For months he has fought to no avail with the State Comptroller committee, which has the authority to approve public officials’ special requests to receive contributions from the private sector.
The committee has insisted that Netanyahu pay a large share of his bills and reveal his full financial details before it will even consider the request.
The entire dispute has been made more complicated by Netanyahu’s attempts until now to receive contributions from his cousin, tycoon Natan Milikovsky, who may be linked to Case 3000, the Submarine Affair, and other legal issues.
The prime minister has also been on the defensive because receiving contributions from tycoons is exactly what he may be indicted for in Case 1000, and it overlaps with some of the themes in the other cases against him as well.
The committee had given Netanyahu until Monday to give them his full financial disclosure documents or it will reject his request a third time. After it previously rejected his requests, the High Court of Justice asked the committee to reconsider the issue if Netanyahu made financial disclosures.
Netanyahu has refused to make new disclosures after previous ones led to embarrassing news stories in the media about his and Milikovsky’s possible connections to Case 3000, including that the police initially probed the issue.
So how may the prime minister finally have resolved his problem? He has changed four key parameters. It was reported on Wednesday that he is now asking for a loan instead of a contribution. The loan would need to include market-rate interest rather than being interest free.
Milikovsky is out of the picture, and the new candidate to help him financially is tycoon Spencer Partridge.
The fourth change is that Netanyahu is asking State Comptroller Joseph Shapira for approval instead of the committee.
The committee has authority over receiving gifts, but Shapira may approve the receipt of loans. Shapira all along has had a more favorable view of Netanyahu pursuing this path than the committee, so going to Shapira diminishes the committee’s significance.

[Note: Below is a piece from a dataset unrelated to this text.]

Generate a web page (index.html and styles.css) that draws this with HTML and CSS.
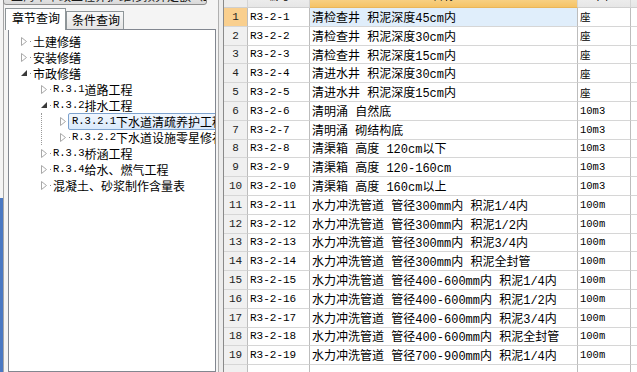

Shapira set two conditions: that the loan be at market rates; and that the attorney-general approve the loan as not involving a conflict of interest.
Surprisingly, to date, Netanyahu has not asked the attorney-general to approve the idea.
It is unclear if he fears that the attorney-general will not approve the idea, or that now that he has a way to avoid Monday’s deadline with the committee, he is no longer in a rush to resolve the situation.
Either way, the development could be highly significant.
If Netanyahu was forced to start paying his bills, he might feel more pressure to cut a plea bargain.
From this perspective, receiving the loan will free him to defend the case indefinitely without having to cut a deal.
Another scenario is that he is planning to eventually cut a deal, so he does not want to spend his own money in his defense.
In either case, no one has said there would be a specific deadline for Netanyahu to pay back the loan, which could be a way for him to still flip the process in his favor.
When Netanyahu paid back loans to Milikovsky in the past, it appears that the two concocted side arrangements such that Netanyahu’s loan “payments” were really additional funds Milikovsky had arranged for him to receive through stock sales.
Netanyahu will soon need to act or else he might miss this latest option. If he misses this opportunity, he could be in for another legal crisis just as the campaign for the September 17 election kicks into high gear.